Task brief = Exclude the pictures, then repeat the remaining data exactly.
╭─ Stored data
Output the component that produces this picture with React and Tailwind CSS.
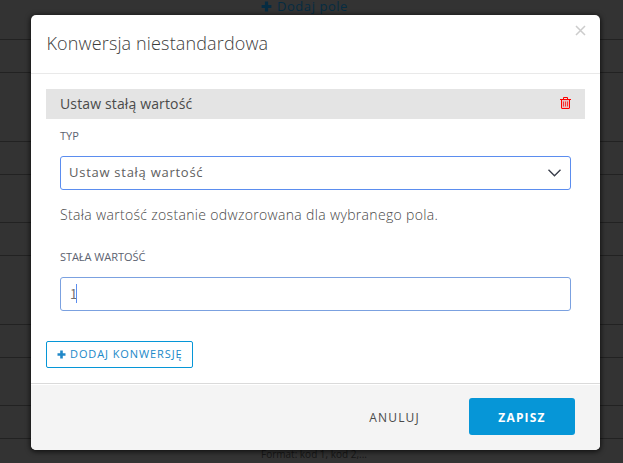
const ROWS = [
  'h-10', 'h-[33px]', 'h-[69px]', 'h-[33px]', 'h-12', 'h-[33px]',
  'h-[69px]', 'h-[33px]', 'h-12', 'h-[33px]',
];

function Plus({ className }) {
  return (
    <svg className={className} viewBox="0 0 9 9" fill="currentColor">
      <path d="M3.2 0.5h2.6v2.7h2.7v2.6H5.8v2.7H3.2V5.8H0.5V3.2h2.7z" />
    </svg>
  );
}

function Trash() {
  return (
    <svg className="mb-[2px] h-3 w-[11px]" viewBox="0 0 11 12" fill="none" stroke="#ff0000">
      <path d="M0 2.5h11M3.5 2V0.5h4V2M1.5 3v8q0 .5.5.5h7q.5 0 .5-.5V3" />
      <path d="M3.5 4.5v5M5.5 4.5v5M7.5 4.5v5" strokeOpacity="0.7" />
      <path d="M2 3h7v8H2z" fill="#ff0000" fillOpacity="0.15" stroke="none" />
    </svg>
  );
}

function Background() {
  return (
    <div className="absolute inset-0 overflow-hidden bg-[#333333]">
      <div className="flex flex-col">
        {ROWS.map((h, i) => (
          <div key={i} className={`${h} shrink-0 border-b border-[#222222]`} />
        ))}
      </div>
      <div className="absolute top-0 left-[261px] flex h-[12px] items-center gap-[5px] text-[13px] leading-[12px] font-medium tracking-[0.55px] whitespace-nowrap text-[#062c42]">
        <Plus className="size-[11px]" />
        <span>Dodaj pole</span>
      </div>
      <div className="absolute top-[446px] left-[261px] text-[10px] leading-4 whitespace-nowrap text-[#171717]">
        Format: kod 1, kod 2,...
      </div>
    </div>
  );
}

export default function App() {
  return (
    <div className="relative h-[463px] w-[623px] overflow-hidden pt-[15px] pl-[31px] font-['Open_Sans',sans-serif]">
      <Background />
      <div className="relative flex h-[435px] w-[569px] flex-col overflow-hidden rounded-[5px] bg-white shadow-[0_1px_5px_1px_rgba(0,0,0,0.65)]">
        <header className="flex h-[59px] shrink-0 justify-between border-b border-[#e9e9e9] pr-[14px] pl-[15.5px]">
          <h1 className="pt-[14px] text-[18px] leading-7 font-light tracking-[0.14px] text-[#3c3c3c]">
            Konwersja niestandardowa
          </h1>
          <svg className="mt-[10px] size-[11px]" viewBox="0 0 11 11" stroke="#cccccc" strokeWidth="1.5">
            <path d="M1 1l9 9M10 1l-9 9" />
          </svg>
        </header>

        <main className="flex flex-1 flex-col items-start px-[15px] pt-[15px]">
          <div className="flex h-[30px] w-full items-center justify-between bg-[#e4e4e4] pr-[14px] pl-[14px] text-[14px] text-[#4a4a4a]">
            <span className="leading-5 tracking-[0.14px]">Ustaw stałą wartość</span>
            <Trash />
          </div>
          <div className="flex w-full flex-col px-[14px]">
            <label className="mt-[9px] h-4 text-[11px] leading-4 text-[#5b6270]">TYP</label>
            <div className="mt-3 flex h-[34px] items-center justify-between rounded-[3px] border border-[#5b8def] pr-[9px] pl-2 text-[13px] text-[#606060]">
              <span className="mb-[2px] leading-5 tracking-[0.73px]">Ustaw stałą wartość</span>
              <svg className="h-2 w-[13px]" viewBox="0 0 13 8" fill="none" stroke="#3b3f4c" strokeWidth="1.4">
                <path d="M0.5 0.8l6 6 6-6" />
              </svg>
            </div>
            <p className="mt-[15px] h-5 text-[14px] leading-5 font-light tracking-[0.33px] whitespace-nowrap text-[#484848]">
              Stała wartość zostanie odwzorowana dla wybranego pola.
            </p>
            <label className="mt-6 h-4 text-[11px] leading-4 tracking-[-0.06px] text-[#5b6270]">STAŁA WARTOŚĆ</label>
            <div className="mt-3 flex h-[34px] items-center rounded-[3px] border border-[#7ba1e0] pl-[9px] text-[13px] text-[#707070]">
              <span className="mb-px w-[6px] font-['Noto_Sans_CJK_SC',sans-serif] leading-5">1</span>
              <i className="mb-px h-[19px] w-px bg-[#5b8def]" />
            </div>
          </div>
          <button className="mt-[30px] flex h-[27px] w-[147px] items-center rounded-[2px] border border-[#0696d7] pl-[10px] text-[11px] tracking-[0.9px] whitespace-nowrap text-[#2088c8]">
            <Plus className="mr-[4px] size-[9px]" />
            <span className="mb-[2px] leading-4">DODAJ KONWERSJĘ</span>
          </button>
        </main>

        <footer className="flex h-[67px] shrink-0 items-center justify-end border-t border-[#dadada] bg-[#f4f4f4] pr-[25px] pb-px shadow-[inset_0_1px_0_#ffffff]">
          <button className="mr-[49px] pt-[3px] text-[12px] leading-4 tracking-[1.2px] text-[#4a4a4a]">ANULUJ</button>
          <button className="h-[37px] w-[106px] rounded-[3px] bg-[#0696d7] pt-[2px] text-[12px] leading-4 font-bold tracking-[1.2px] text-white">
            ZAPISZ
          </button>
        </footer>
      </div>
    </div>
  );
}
╰─
Task answer =
Output the component that produces this picture with React and Tailwind CSS.
const ROWS = [
  'h-10', 'h-[33px]', 'h-[69px]', 'h-[33px]', 'h-12', 'h-[33px]',
  'h-[69px]', 'h-[33px]', 'h-12', 'h-[33px]',
];

function Plus({ className }) {
  return (
    <svg className={className} viewBox="0 0 9 9" fill="currentColor">
      <path d="M3.2 0.5h2.6v2.7h2.7v2.6H5.8v2.7H3.2V5.8H0.5V3.2h2.7z" />
    </svg>
  );
}

function Trash() {
  return (
    <svg className="mb-[2px] h-3 w-[11px]" viewBox="0 0 11 12" fill="none" stroke="#ff0000">
      <path d="M0 2.5h11M3.5 2V0.5h4V2M1.5 3v8q0 .5.5.5h7q.5 0 .5-.5V3" />
      <path d="M3.5 4.5v5M5.5 4.5v5M7.5 4.5v5" strokeOpacity="0.7" />
      <path d="M2 3h7v8H2z" fill="#ff0000" fillOpacity="0.15" stroke="none" />
    </svg>
  );
}

function Background() {
  return (
    <div className="absolute inset-0 overflow-hidden bg-[#333333]">
      <div className="flex flex-col">
        {ROWS.map((h, i) => (
          <div key={i} className={`${h} shrink-0 border-b border-[#222222]`} />
        ))}
      </div>
      <div className="absolute top-0 left-[261px] flex h-[12px] items-center gap-[5px] text-[13px] leading-[12px] font-medium tracking-[0.55px] whitespace-nowrap text-[#062c42]">
        <Plus className="size-[11px]" />
        <span>Dodaj pole</span>
      </div>
      <div className="absolute top-[446px] left-[261px] text-[10px] leading-4 whitespace-nowrap text-[#171717]">
        Format: kod 1, kod 2,...
      </div>
    </div>
  );
}

export default function App() {
  return (
    <div className="relative h-[463px] w-[623px] overflow-hidden pt-[15px] pl-[31px] font-['Open_Sans',sans-serif]">
      <Background />
      <div className="relative flex h-[435px] w-[569px] flex-col overflow-hidden rounded-[5px] bg-white shadow-[0_1px_5px_1px_rgba(0,0,0,0.65)]">
        <header className="flex h-[59px] shrink-0 justify-between border-b border-[#e9e9e9] pr-[14px] pl-[15.5px]">
          <h1 className="pt-[14px] text-[18px] leading-7 font-light tracking-[0.14px] text-[#3c3c3c]">
            Konwersja niestandardowa
          </h1>
          <svg className="mt-[10px] size-[11px]" viewBox="0 0 11 11" stroke="#cccccc" strokeWidth="1.5">
            <path d="M1 1l9 9M10 1l-9 9" />
          </svg>
        </header>

        <main className="flex flex-1 flex-col items-start px-[15px] pt-[15px]">
          <div className="flex h-[30px] w-full items-center justify-between bg-[#e4e4e4] pr-[14px] pl-[14px] text-[14px] text-[#4a4a4a]">
            <span className="leading-5 tracking-[0.14px]">Ustaw stałą wartość</span>
            <Trash />
          </div>
          <div className="flex w-full flex-col px-[14px]">
            <label className="mt-[9px] h-4 text-[11px] leading-4 text-[#5b6270]">TYP</label>
            <div className="mt-3 flex h-[34px] items-center justify-between rounded-[3px] border border-[#5b8def] pr-[9px] pl-2 text-[13px] text-[#606060]">
              <span className="mb-[2px] leading-5 tracking-[0.73px]">Ustaw stałą wartość</span>
              <svg className="h-2 w-[13px]" viewBox="0 0 13 8" fill="none" stroke="#3b3f4c" strokeWidth="1.4">
                <path d="M0.5 0.8l6 6 6-6" />
              </svg>
            </div>
            <p className="mt-[15px] h-5 text-[14px] leading-5 font-light tracking-[0.33px] whitespace-nowrap text-[#484848]">
              Stała wartość zostanie odwzorowana dla wybranego pola.
            </p>
            <label className="mt-6 h-4 text-[11px] leading-4 tracking-[-0.06px] text-[#5b6270]">STAŁA WARTOŚĆ</label>
            <div className="mt-3 flex h-[34px] items-center rounded-[3px] border border-[#7ba1e0] pl-[9px] text-[13px] text-[#707070]">
              <span className="mb-px w-[6px] font-['Noto_Sans_CJK_SC',sans-serif] leading-5">1</span>
              <i className="mb-px h-[19px] w-px bg-[#5b8def]" />
            </div>
          </div>
          <button className="mt-[30px] flex h-[27px] w-[147px] items-center rounded-[2px] border border-[#0696d7] pl-[10px] text-[11px] tracking-[0.9px] whitespace-nowrap text-[#2088c8]">
            <Plus className="mr-[4px] size-[9px]" />
            <span className="mb-[2px] leading-4">DODAJ KONWERSJĘ</span>
          </button>
        </main>

        <footer className="flex h-[67px] shrink-0 items-center justify-end border-t border-[#dadada] bg-[#f4f4f4] pr-[25px] pb-px shadow-[inset_0_1px_0_#ffffff]">
          <button className="mr-[49px] pt-[3px] text-[12px] leading-4 tracking-[1.2px] text-[#4a4a4a]">ANULUJ</button>
          <button className="h-[37px] w-[106px] rounded-[3px] bg-[#0696d7] pt-[2px] text-[12px] leading-4 font-bold tracking-[1.2px] text-white">
            ZAPISZ
          </button>
        </footer>
      </div>
    </div>
  );
}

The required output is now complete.